Reproduce the listing below without changes, except that pictures are left out.

**** Provided data ****

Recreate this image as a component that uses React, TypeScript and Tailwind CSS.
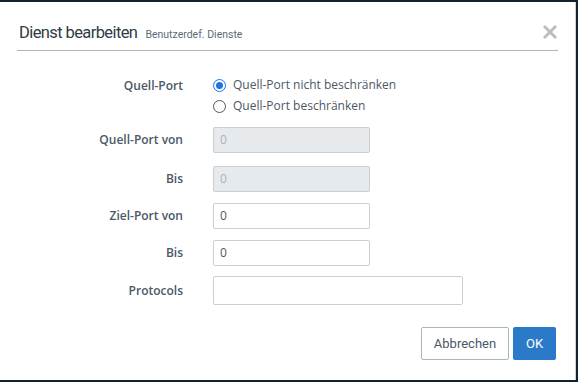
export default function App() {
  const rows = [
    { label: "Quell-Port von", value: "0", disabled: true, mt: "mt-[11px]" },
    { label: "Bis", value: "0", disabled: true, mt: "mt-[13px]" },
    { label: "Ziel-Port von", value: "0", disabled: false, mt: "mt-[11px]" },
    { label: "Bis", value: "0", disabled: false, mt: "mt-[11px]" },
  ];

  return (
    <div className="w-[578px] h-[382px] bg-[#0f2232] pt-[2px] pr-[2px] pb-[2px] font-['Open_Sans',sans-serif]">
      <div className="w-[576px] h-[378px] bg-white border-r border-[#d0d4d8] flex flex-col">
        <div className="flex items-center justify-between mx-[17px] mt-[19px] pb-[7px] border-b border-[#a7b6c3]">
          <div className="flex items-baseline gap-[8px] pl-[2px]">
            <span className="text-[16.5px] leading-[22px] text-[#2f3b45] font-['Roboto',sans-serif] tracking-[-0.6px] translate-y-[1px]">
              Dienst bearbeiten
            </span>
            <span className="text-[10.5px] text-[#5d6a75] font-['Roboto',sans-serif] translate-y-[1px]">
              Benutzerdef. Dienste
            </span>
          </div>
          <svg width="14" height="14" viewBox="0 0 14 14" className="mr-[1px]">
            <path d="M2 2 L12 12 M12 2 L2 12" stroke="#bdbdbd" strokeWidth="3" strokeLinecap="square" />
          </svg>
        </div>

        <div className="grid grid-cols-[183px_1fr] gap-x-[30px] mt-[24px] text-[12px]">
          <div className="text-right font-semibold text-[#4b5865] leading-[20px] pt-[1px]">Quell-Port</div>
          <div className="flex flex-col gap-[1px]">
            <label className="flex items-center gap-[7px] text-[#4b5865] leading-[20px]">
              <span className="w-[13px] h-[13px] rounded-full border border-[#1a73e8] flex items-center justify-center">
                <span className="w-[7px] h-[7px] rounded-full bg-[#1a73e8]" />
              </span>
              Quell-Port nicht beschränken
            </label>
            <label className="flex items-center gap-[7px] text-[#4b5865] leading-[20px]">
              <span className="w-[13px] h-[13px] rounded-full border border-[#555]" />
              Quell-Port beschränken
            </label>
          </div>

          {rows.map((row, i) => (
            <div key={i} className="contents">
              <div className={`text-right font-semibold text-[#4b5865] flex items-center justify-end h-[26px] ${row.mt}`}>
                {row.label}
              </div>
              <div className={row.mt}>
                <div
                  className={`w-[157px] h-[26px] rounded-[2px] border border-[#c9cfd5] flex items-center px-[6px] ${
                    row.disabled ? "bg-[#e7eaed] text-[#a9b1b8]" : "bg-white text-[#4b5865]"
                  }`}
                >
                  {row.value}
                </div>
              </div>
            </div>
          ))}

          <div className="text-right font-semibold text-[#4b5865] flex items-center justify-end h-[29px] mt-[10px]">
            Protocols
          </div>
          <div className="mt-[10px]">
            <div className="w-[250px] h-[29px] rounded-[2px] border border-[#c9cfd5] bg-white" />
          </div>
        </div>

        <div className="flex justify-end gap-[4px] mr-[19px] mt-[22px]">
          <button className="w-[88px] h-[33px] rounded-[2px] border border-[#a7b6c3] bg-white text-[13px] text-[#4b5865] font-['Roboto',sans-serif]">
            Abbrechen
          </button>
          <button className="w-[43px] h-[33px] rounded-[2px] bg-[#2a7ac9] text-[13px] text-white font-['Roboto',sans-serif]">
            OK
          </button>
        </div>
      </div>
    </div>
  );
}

****

- Reply to the task
Recreate this image as a component that uses React, TypeScript and Tailwind CSS.
export default function App() {
  const rows = [
    { label: "Quell-Port von", value: "0", disabled: true, mt: "mt-[11px]" },
    { label: "Bis", value: "0", disabled: true, mt: "mt-[13px]" },
    { label: "Ziel-Port von", value: "0", disabled: false, mt: "mt-[11px]" },
    { label: "Bis", value: "0", disabled: false, mt: "mt-[11px]" },
  ];

  return (
    <div className="w-[578px] h-[382px] bg-[#0f2232] pt-[2px] pr-[2px] pb-[2px] font-['Open_Sans',sans-serif]">
      <div className="w-[576px] h-[378px] bg-white border-r border-[#d0d4d8] flex flex-col">
        <div className="flex items-center justify-between mx-[17px] mt-[19px] pb-[7px] border-b border-[#a7b6c3]">
          <div className="flex items-baseline gap-[8px] pl-[2px]">
            <span className="text-[16.5px] leading-[22px] text-[#2f3b45] font-['Roboto',sans-serif] tracking-[-0.6px] translate-y-[1px]">
              Dienst bearbeiten
            </span>
            <span className="text-[10.5px] text-[#5d6a75] font-['Roboto',sans-serif] translate-y-[1px]">
              Benutzerdef. Dienste
            </span>
          </div>
          <svg width="14" height="14" viewBox="0 0 14 14" className="mr-[1px]">
            <path d="M2 2 L12 12 M12 2 L2 12" stroke="#bdbdbd" strokeWidth="3" strokeLinecap="square" />
          </svg>
        </div>

        <div className="grid grid-cols-[183px_1fr] gap-x-[30px] mt-[24px] text-[12px]">
          <div className="text-right font-semibold text-[#4b5865] leading-[20px] pt-[1px]">Quell-Port</div>
          <div className="flex flex-col gap-[1px]">
            <label className="flex items-center gap-[7px] text-[#4b5865] leading-[20px]">
              <span className="w-[13px] h-[13px] rounded-full border border-[#1a73e8] flex items-center justify-center">
                <span className="w-[7px] h-[7px] rounded-full bg-[#1a73e8]" />
              </span>
              Quell-Port nicht beschränken
            </label>
            <label className="flex items-center gap-[7px] text-[#4b5865] leading-[20px]">
              <span className="w-[13px] h-[13px] rounded-full border border-[#555]" />
              Quell-Port beschränken
            </label>
          </div>

          {rows.map((row, i) => (
            <div key={i} className="contents">
              <div className={`text-right font-semibold text-[#4b5865] flex items-center justify-end h-[26px] ${row.mt}`}>
                {row.label}
              </div>
              <div className={row.mt}>
                <div
                  className={`w-[157px] h-[26px] rounded-[2px] border border-[#c9cfd5] flex items-center px-[6px] ${
                    row.disabled ? "bg-[#e7eaed] text-[#a9b1b8]" : "bg-white text-[#4b5865]"
                  }`}
                >
                  {row.value}
                </div>
              </div>
            </div>
          ))}

          <div className="text-right font-semibold text-[#4b5865] flex items-center justify-end h-[29px] mt-[10px]">
            Protocols
          </div>
          <div className="mt-[10px]">
            <div className="w-[250px] h-[29px] rounded-[2px] border border-[#c9cfd5] bg-white" />
          </div>
        </div>

        <div className="flex justify-end gap-[4px] mr-[19px] mt-[22px]">
          <button className="w-[88px] h-[33px] rounded-[2px] border border-[#a7b6c3] bg-white text-[13px] text-[#4b5865] font-['Roboto',sans-serif]">
            Abbrechen
          </button>
          <button className="w-[43px] h-[33px] rounded-[2px] bg-[#2a7ac9] text-[13px] text-white font-['Roboto',sans-serif]">
            OK
          </button>
        </div>
      </div>
    </div>
  );
}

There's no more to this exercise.